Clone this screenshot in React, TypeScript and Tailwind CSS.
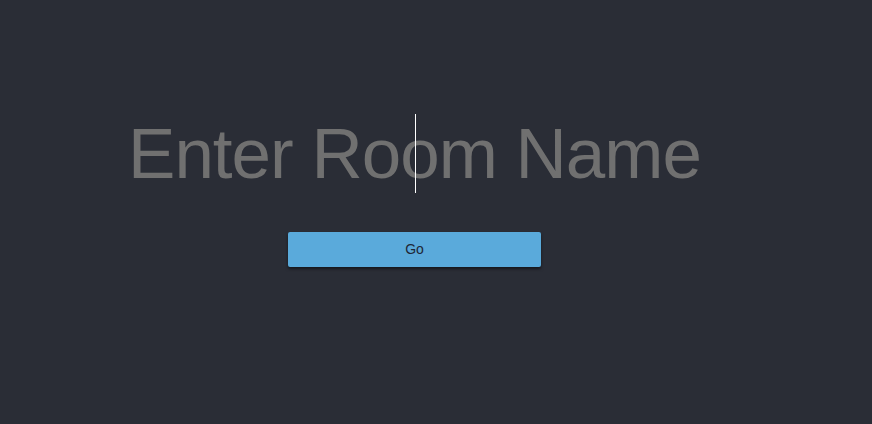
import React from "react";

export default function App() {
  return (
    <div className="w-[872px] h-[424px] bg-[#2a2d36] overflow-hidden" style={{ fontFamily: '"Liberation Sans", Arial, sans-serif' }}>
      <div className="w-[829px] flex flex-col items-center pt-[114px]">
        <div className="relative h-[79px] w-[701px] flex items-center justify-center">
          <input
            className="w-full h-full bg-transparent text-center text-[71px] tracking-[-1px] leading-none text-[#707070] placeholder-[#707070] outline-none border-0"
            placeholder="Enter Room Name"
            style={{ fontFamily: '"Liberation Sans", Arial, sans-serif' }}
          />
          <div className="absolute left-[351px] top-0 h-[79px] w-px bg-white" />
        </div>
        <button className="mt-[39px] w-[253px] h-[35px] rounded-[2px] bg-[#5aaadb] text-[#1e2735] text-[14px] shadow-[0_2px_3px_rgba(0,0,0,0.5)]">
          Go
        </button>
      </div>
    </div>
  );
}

...

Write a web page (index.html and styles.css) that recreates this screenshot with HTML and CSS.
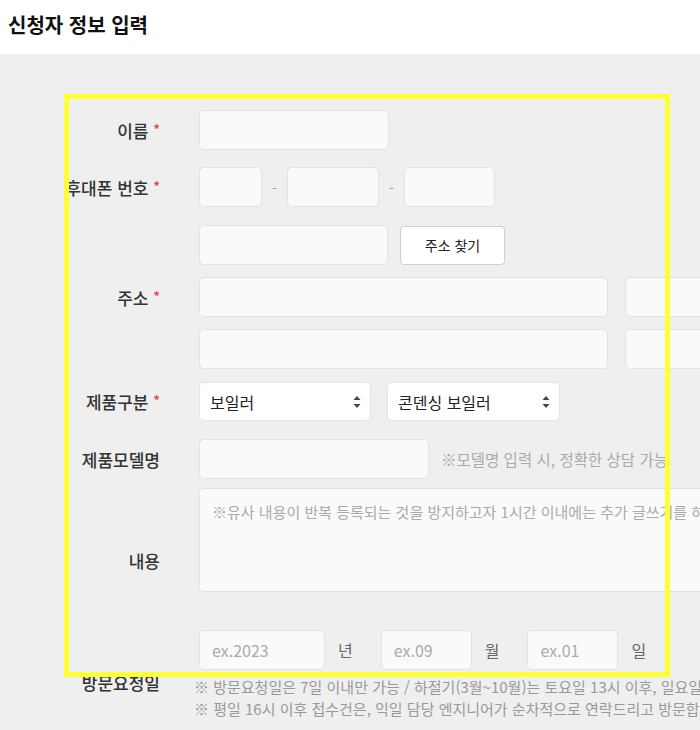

## THE EXERCISE
Both the line with "Clone this screenshot" and the line with "import React from" are included: reproduce them and every line between, exactly, with pictures omitted.

## OUTPUT BELOW
Clone this screenshot in React, TypeScript and Tailwind CSS.
import React from "react";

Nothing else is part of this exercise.